As a scholar he has published in various distinguished journals and collections. With classicist Sander Goldberg he has edited Haydn and the Performance of Rhetoric (Chicago, 2007), winner of the 2009 “Ruth A. Solie Award” from the American Musicological Society. Recognized for his expertise in eighteenth-century performance he has given concerts, workshops and lectures at, among others, the Haydn Festival in Esterháza (Fertöd, Hungary), the Utrecht Conservatory, the Cologne Musikhochschule, the Schola Cantorum Basiliensis, the Aula de Música in Alcalá, and the Kunstuniversität Graz. In 2004 the Haydn-Institut of Cologne inducted him as a member. He was elected Director-at-Large of the Haydn Society of North America (2010-12) and is on the board of directors of CIRMMT (Centre for Interdisciplinary Research in Music Media and Technology, Montreal).
His research interests center around questions of 18th century & 19th century performance, the persona of the performer, rhetoric, aesthetics, social context, gender, the act of dedication, historical technology, virtual acoustics, and modern-day interpretation. He is presently applying these perspectives to the study of Beethoven’s piano works.

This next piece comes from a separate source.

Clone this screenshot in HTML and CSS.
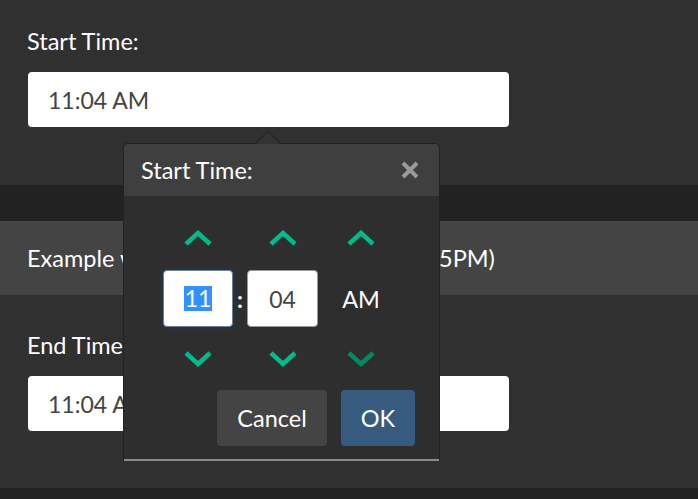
FILE: index.html
```html
<!DOCTYPE html>
<html lang="en">

<head>
    <meta charset="UTF-8">
    <meta name="viewport" content="width=device-width, initial-scale=1, shrink-to-fit=no">
    <title>Time Picker</title>
    <link rel="stylesheet" href="styles.css">
</head>

<body>
    <div class="page">
        <div class="field-section">
            <label class="field-label">Start Time:</label>
            <div class="time-input">11:04 AM</div>
        </div>

        <div class="spacer"></div>

        <div class="example-title">Example with min and max time (9AM - 5PM)</div>

        <div class="field-section end-section">
            <label class="field-label">End Time:</label>
            <div class="time-input">11:04 AM</div>
        </div>

        <div class="footer-band"></div>

        <!-- popup for the start time -->
        <div class="picker">
            <div class="picker-arrow"></div>
            <div class="picker-header">
                <span class="picker-title">Start Time:</span>
                <svg class="picker-close" width="18" height="18" viewBox="0 0 18 18">
                    <path d="M2 2 L16 16 M16 2 L2 16" stroke="#9a9a9a" stroke-width="4" fill="none"/>
                </svg>
            </div>
            <div class="picker-body">
                <div class="spin-grid">
                    <div class="spin-btn">
                        <svg width="28" height="16" viewBox="0 0 28 16"><polyline points="2,14 14,3 26,14" class="chev"/></svg>
                    </div>
                    <div></div>
                    <div class="spin-btn">
                        <svg width="28" height="16" viewBox="0 0 28 16"><polyline points="2,14 14,3 26,14" class="chev"/></svg>
                    </div>
                    <div class="spin-btn">
                        <svg width="28" height="16" viewBox="0 0 28 16"><polyline points="2,14 14,3 26,14" class="chev"/></svg>
                    </div>

                    <div class="spin-box focused"><span class="selected">11</span></div>
                    <div class="spin-colon">:</div>
                    <div class="spin-box">04</div>
                    <div class="spin-ampm">AM</div>

                    <div class="spin-btn">
                        <svg width="28" height="16" viewBox="0 0 28 16"><polyline points="2,2 14,13 26,2" class="chev"/></svg>
                    </div>
                    <div></div>
                    <div class="spin-btn">
                        <svg width="28" height="16" viewBox="0 0 28 16"><polyline points="2,2 14,13 26,2" class="chev"/></svg>
                    </div>
                    <div class="spin-btn">
                        <svg width="28" height="16" viewBox="0 0 28 16"><polyline points="2,2 14,13 26,2" class="chev dim"/></svg>
                    </div>
                </div>

                <div class="picker-buttons">
                    <button class="btn btn-cancel">Cancel</button>
                    <button class="btn btn-ok">OK</button>
                </div>
            </div>
        </div>
    </div>
</body>

</html>
```

FILE: styles.css
```css
body {
    font-family: Lato, "Open Sans", sans-serif;
    background-color: #222;
    margin: 0;
    color: #fff;
}

.page {
    position: relative;
    width: 698px;
    height: 499px;
    overflow: hidden;
    display: flex;
    flex-direction: column;
}

.field-section {
    background-color: #303030;
    padding: 28px 189px 58px 27px;
    display: flex;
    flex-direction: column;
}

.end-section {
    padding-top: 37px;
    padding-bottom: 57px;
}

.field-label {
    font-size: 23.5px;
    line-height: 26px;
    height: 26px;
    margin-bottom: 18px;
}

.time-input {
    background-color: #fff;
    color: #444;
    height: 55px;
    border-radius: 4px;
    font-size: 23px;
    padding-left: 20px;
    margin-left: 1px;
    display: flex;
    align-items: center;
}

.spacer {
    height: 36px;
    background-color: #222;
}

.example-title {
    height: 74px;
    background-color: #444;
    padding-left: 27px;
    font-size: 23.5px;
    display: flex;
    align-items: center;
    white-space: nowrap;
}

.footer-band {
    flex: 1;
    background-color: #222;
}

.picker {
    position: absolute;
    left: 123px;
    top: 143px;
    width: 317px;
    background-color: #2e2e2e;
    border: 1px solid rgba(0, 0, 0, 0.25);
    border-bottom: none;
    border-radius: 5px 5px 0 0;
    box-sizing: border-box;
}

.picker-arrow {
    position: absolute;
    left: 130px;
    top: -14px;
    width: 0;
    height: 0;
    border-left: 14px solid transparent;
    border-right: 14px solid transparent;
    border-bottom: 14px solid #262626;
}

.picker-arrow::after {
    content: "";
    position: absolute;
    left: -12px;
    top: 2px;
    border-left: 12px solid transparent;
    border-right: 12px solid transparent;
    border-bottom: 12px solid #333;
}

.picker-header {
    height: 52px;
    background-color: #3f3f3f;
    border-radius: 4px 4px 0 0;
    padding: 0 20px 0 17px;
    display: flex;
    align-items: center;
    justify-content: space-between;
}

.picker-title {
    font-size: 23.5px;
}

.picker-close {
    display: block;
}

.picker-body {
    padding: 27px 24px 13px 39px;
    border-bottom: 2px solid #8a8a8a;
}

.spin-grid {
    display: grid;
    grid-template-columns: 70px 14px 71px 86px;
    grid-template-rows: 30px 57px 30px;
    row-gap: 17px;
    align-items: center;
    justify-items: center;
}

.spin-btn {
    width: 100%;
    height: 30px;
    display: flex;
    align-items: center;
    justify-content: center;
}

.chev {
    fill: none;
    stroke: #00bc8c;
    stroke-width: 4.5;
}

.chev.dim {
    stroke: #008a66;
}

.spin-box {
    width: 100%;
    height: 57px;
    box-sizing: border-box;
    background-color: #fff;
    color: #444;
    border: 1px solid #999;
    border-radius: 4px;
    font-size: 23px;
    display: flex;
    align-items: center;
    justify-content: center;
}

.spin-box.focused {
    border-color: #6f7f90;
    box-shadow: 0 0 0 3px #28323d;
}

.selected {
    background-color: #3390ff;
    color: #fff;
    line-height: 25px;
    padding: 0 1px;
}

.spin-colon {
    font-size: 23px;
    font-weight: bold;
}

.spin-ampm {
    font-size: 23.5px;
}

.picker-buttons {
    display: flex;
    justify-content: flex-end;
    gap: 14px;
    margin-top: 16px;
}

.btn {
    font-family: Lato, "Open Sans", sans-serif;
    font-size: 23.5px;
    color: #fff;
    border: none;
    border-radius: 4px;
    height: 56px;
    padding: 0;
}

.btn-cancel {
    background-color: #444;
    width: 110px;
}

.btn-ok {
    background-color: #375a7f;
    width: 74px;
}
```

Tom Beghin studied at the Lemmens Institute in Louvain, Belgium (with Alan Weiss), at the Musik-Akademie in Basel, Switzerland (with Rudolf Buchbinder and Jean Goverts), and received his doctoral degree with Malcolm Bilson and James Webster from Cornell University (Ithaca, New York). After serving on the faculty at the University of California, Los Angeles, and residing at the National Humanities Center (North Carolina) as its “William J. Bouwsma Fellow,” he is Associate Professor at the Schulich School of Music of McGill University (Montreal, Canada), where he teaches music history, performance practice, and fortepiano. Prof. Beghin is a member of CIRMMT.